Work instructions: Pull out every line with the word "styled".

::: Supplied data :::

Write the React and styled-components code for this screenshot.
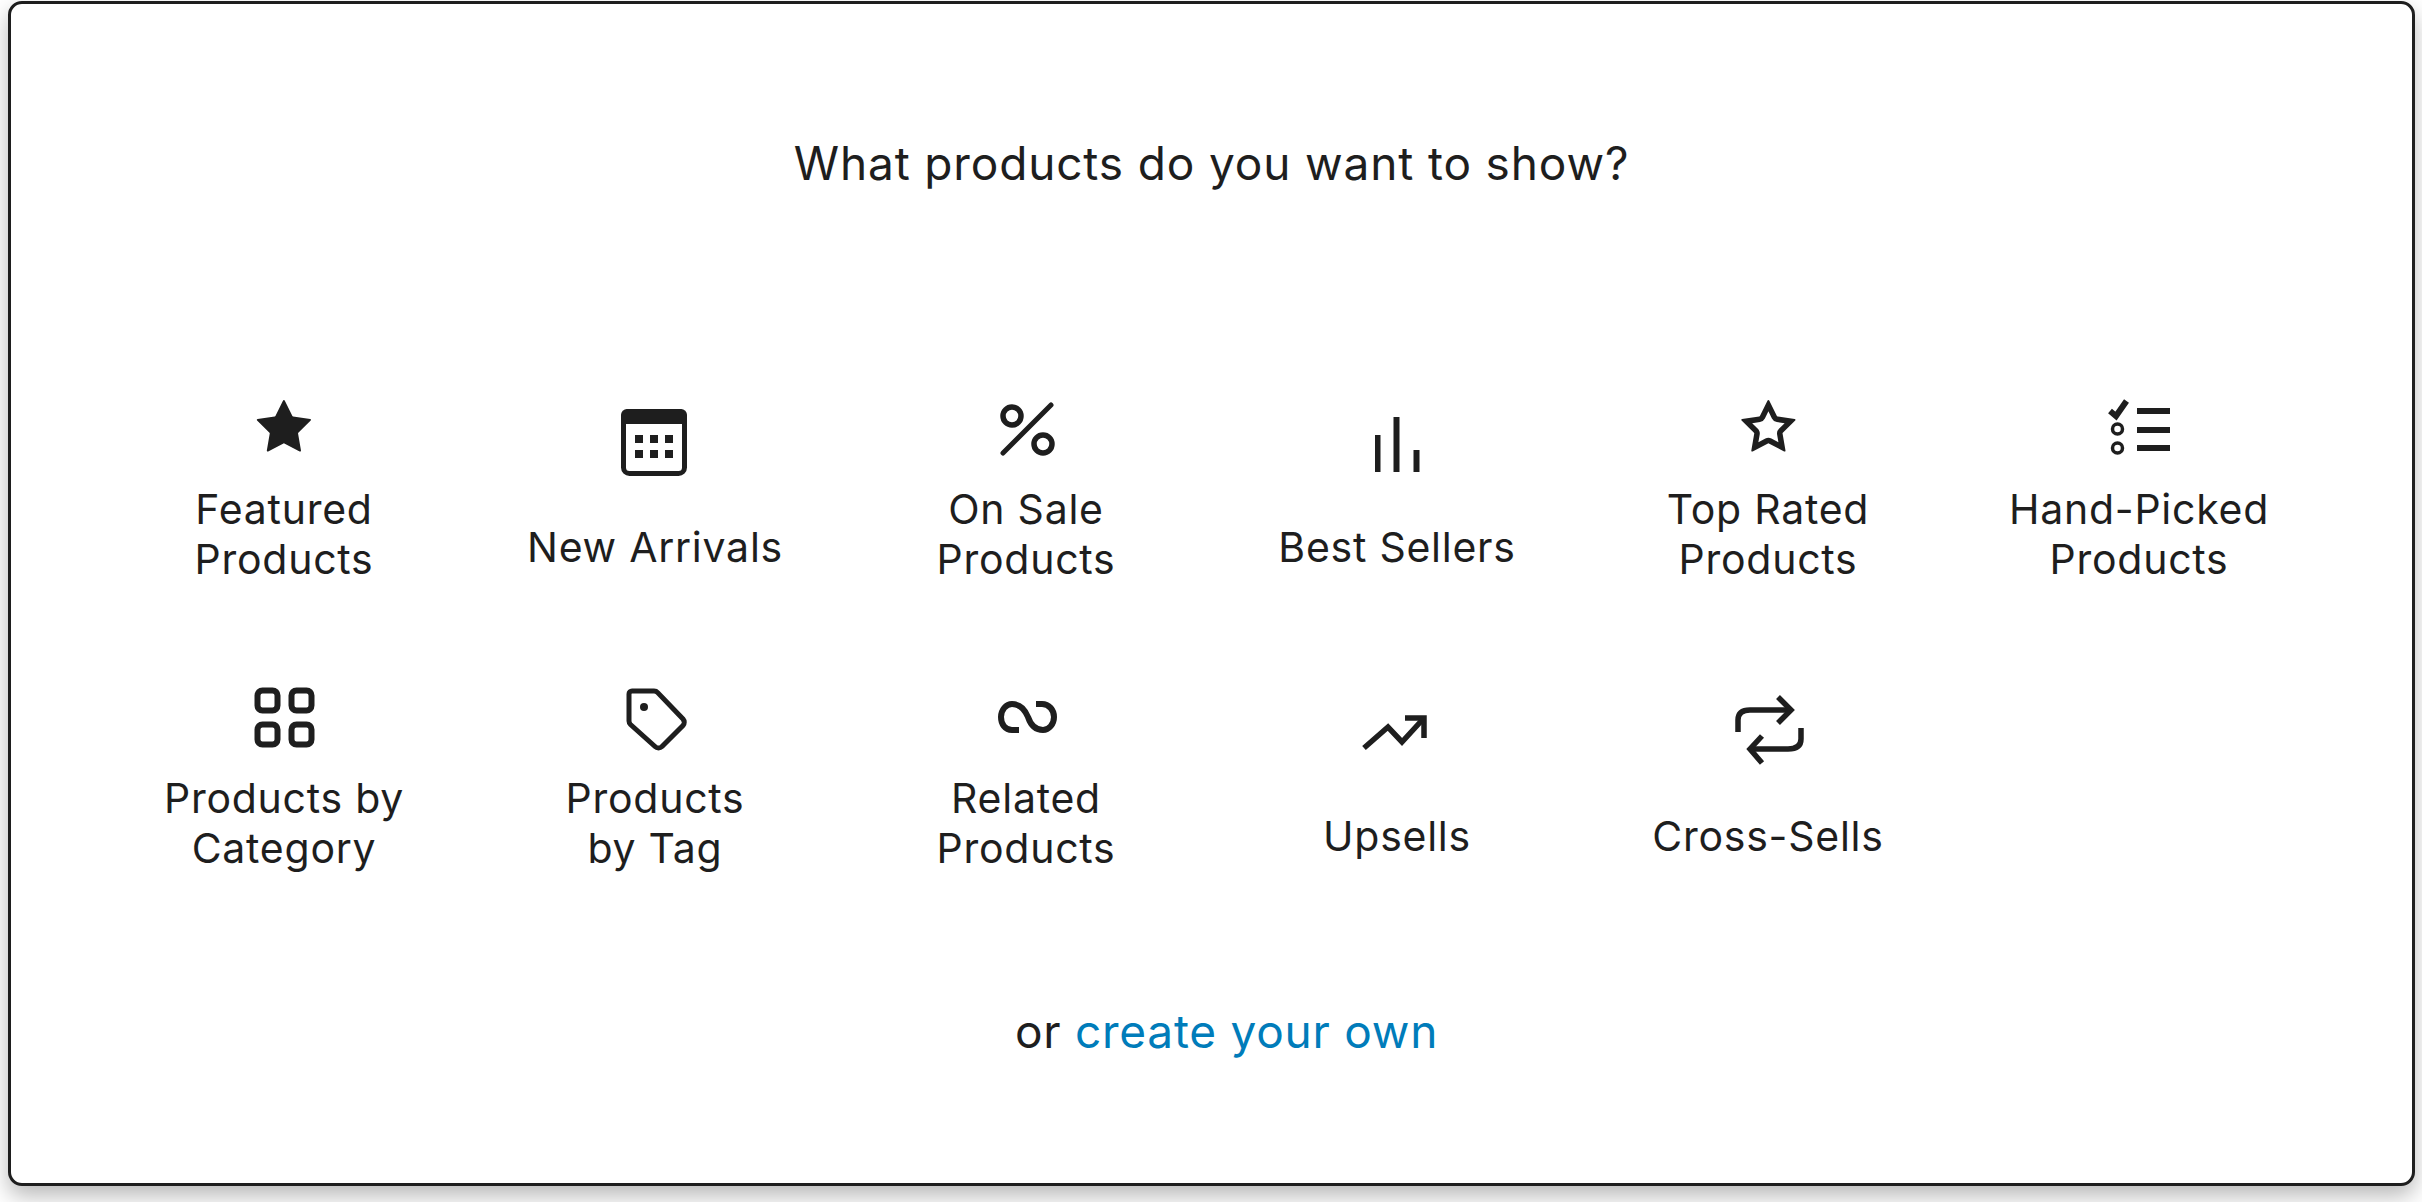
import React from "react";
import styled, { createGlobalStyle } from "styled-components";

const Global = createGlobalStyle`
  html, body { margin: 0; padding: 0; background: #fff; }
  body { width: 2422px; height: 1202px; overflow: hidden; font-family: Inter, "Noto Sans", sans-serif; color: #1e1e1e; }
`;

const Panel = styled.main`
  box-sizing: border-box;
  width: 2407px;
  height: 1185px;
  margin: 1px 0 0 8px;
  border: 3px solid #1e1e1e;
  border-radius: 14px;
  background: #fff;
  box-shadow: 0 10px 22px rgba(0, 0, 0, 0.28);
  display: flex;
  flex-direction: column;
  align-items: center;
`;

const Heading = styled.h2`
  margin: 129px 0 0;
  font-size: 46px;
  line-height: 60px;
  font-weight: 400;
  letter-spacing: 0.85px;
`;

const Grid = styled.div`
  width: 2226px;
  margin-top: 182px;
  display: grid;
  grid-template-columns: repeat(6, 371px);
  grid-auto-rows: 289px;
`;

const Item = styled.div`
  height: 209px;
  display: flex;
  flex-direction: column;
  align-items: center;
  justify-content: flex-end;
  gap: ${(p) => (p.$single ? "22px" : "0")};
`;

const IconBox = styled.svg`
  width: 100px;
  height: 100px;
  flex: none;
  fill: #1e1e1e;
`;

const Label = styled.span`
  font-size: 41px;
  line-height: 50px;
  letter-spacing: 0.75px;
  text-align: center;
  white-space: pre-line;
  padding-bottom: ${(p) => (p.$single ? "12px" : "0")};
`;

const Footer = styled.p`
  margin: 48px 0 0 30px;
  font-size: 46px;
  line-height: 60px;
  letter-spacing: 0.75px;
`;

const Link = styled.a`
  color: #007cba;
  text-decoration: none;
`;

const Line = (p) => <path fill="none" stroke="#1e1e1e" strokeWidth="5" {...p} />;

const STAR = "M11.776 4.454a.25.25 0 01.448 0l2.069 4.192a.25.25 0 00.188.137l4.626.672a.25.25 0 01.139.426l-3.348 3.263a.25.25 0 00-.072.222l.79 4.607a.25.25 0 01-.362.263l-4.138-2.175a.25.25 0 00-.232 0l-4.138 2.175a.25.25 0 01-.363-.263l.79-4.607a.25.25 0 00-.071-.222L4.754 9.881a.25.25 0 01.139-.426l4.626-.672a.25.25 0 00.188-.137l2.069-4.192z";
const STAR_EMPTY = "M9.706 8.646a.25.25 0 01-.188.137l-4.626.672a.25.25 0 00-.139.427l3.348 3.262a.25.25 0 01.072.222l-.79 4.607a.25.25 0 00.362.264l4.138-2.176a.25.25 0 01.233 0l4.137 2.175a.25.25 0 00.363-.263l-.79-4.607a.25.25 0 01.072-.222l3.347-3.262a.25.25 0 00-.139-.427l-4.626-.672a.25.25 0 01-.188-.137l-2.069-4.192a.25.25 0 00-.448 0L9.706 8.646zM12 7.39l-.948 1.921a1.75 1.75 0 01-1.317.957l-2.12.308 1.534 1.495c.412.402.6.982.503 1.55l-.362 2.11 1.896-.997a1.75 1.75 0 011.629 0l1.895.997-.362-2.11a1.75 1.75 0 01.504-1.55l1.533-1.495-2.12-.308a1.75 1.75 0 01-1.317-.957L12 7.39z";

const icons = {
  star: <g transform="translate(5.5 0) scale(3.7)"><path d={STAR} /></g>,
  calendar: (
    <g transform="translate(-2 0)">
      <rect x="20.5" y="11.5" width="61" height="62" rx="6" fill="none" stroke="#1e1e1e" strokeWidth="5" />
      <path d="M18 24V15a6 6 0 0 1 6-6h54a6 6 0 0 1 6 6v9z" />
      {[32, 47, 62].map((x) => [35, 50].map((y) => <rect key={`${x}-${y}`} x={x} y={y} width="8" height="8" />))}
    </g>
  ),
  percent: (
    <>
      <circle cx="36" cy="32" r="9" fill="none" stroke="#1e1e1e" strokeWidth="5.5" />
      <circle cx="67" cy="60" r="9" fill="none" stroke="#1e1e1e" strokeWidth="5.5" />
      <Line d="M27 69L75 21" strokeLinecap="round" strokeWidth="5" />
    </>
  ),
  bars: (
    <g transform="translate(-1.5 0)">
      <rect x="29.5" y="35" width="5.5" height="37" />
      <rect x="48" y="17" width="6" height="55" />
      <rect x="68" y="50" width="6" height="22" />
    </g>
  ),
  starEmpty: <g transform="translate(6 0) scale(3.7)"><path fillRule="evenodd" d={STAR_EMPTY} /></g>,
  checklist: (
    <>
      <Line d="M21 27L27 32L37.5 17" strokeWidth="6" />
      <circle cx="28.5" cy="45" r="5" fill="none" stroke="#1e1e1e" strokeWidth="3.5" />
      <circle cx="28.5" cy="64" r="5" fill="none" stroke="#1e1e1e" strokeWidth="3.5" />
      <rect x="48" y="24" width="33" height="6" />
      <rect x="48" y="43" width="33" height="6" />
      <rect x="48" y="61" width="33" height="6" />
    </>
  ),
  grid: (
    <>
      {[23.5, 57.5].map((x) => [17.5, 51.5].map((y) => (
        <rect key={`${x}-${y}`} x={x} y={y} width="20" height="20" rx="5" fill="none" stroke="#1e1e1e" strokeWidth="6" />
      )))}
    </>
  ),
  tag: (
    <g transform="translate(-1 0)">
      <Line d="M25 48V21a3 3 0 0 1 3-3H50a5 5 0 0 1 3.7 1.6L79 46a5 5 0 0 1 0 6.6L58 73.5a5 5 0 0 1-7 0L26.5 51.5a5 5 0 0 1-1.5-3.5z" />
      <circle cx="40" cy="34" r="4" />
    </g>
  ),
  infinity: <Line d="M43 57H36C29 57 25 51 25 44C25 37 30 31 36 31C46 31 50 39 52 44C54 50 58 57 67 57C73 57 78 51 78 44C78 37 73 31 66 31H60" strokeWidth="6" />,
  trend: (
    <g transform="translate(-3 0)">
      <Line d="M20 59L44 38L58 53L80 29" strokeWidth="5.5" />
      <Line d="M61 29H80V49" strokeWidth="5.5" />
    </g>
  ),
  repeat: (
    <>
      <Line d="M20 43V31Q20 21 32 21H73" strokeWidth="5.5" />
      <Line d="M60 8L73 21L60 34" strokeWidth="5.5" />
      <Line d="M83 39V50Q83 60 70 60H32" strokeWidth="5.5" />
      <Line d="M44 47L32 60L44 74" strokeWidth="5.5" />
    </>
  ),
};

const items = [
  ["star", "Featured\nProducts"],
  ["calendar", "New Arrivals", true],
  ["percent", "On Sale\nProducts"],
  ["bars", "Best Sellers", true],
  ["starEmpty", "Top Rated\nProducts"],
  ["checklist", "Hand-Picked\nProducts"],
  ["grid", "Products by\nCategory"],
  ["tag", "Products\nby Tag"],
  ["infinity", "Related\nProducts"],
  ["trend", "Upsells", true],
  ["repeat", "Cross-Sells", true],
];

export default function App() {
  return (
    <>
      <Global />
      <Panel>
        <Heading>What products do you want to show?</Heading>
        <Grid>
          {items.map(([icon, label, single]) => (
            <Item key={icon} $single={single}>
              <IconBox viewBox="0 0 100 100">{icons[icon]}</IconBox>
              <Label $single={single}>{label}</Label>
            </Item>
          ))}
        </Grid>
        <Footer>
          or <Link href="#">create your own</Link>
        </Footer>
      </Panel>
    </>
  );
}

:::

Solution:
Write the React and styled-components code for this screenshot.
import styled, { createGlobalStyle } from "styled-components";
const Panel = styled.main`
const Heading = styled.h2`
const Grid = styled.div`
const Item = styled.div`
const IconBox = styled.svg`
const Label = styled.span`
const Footer = styled.p`
const Link = styled.a`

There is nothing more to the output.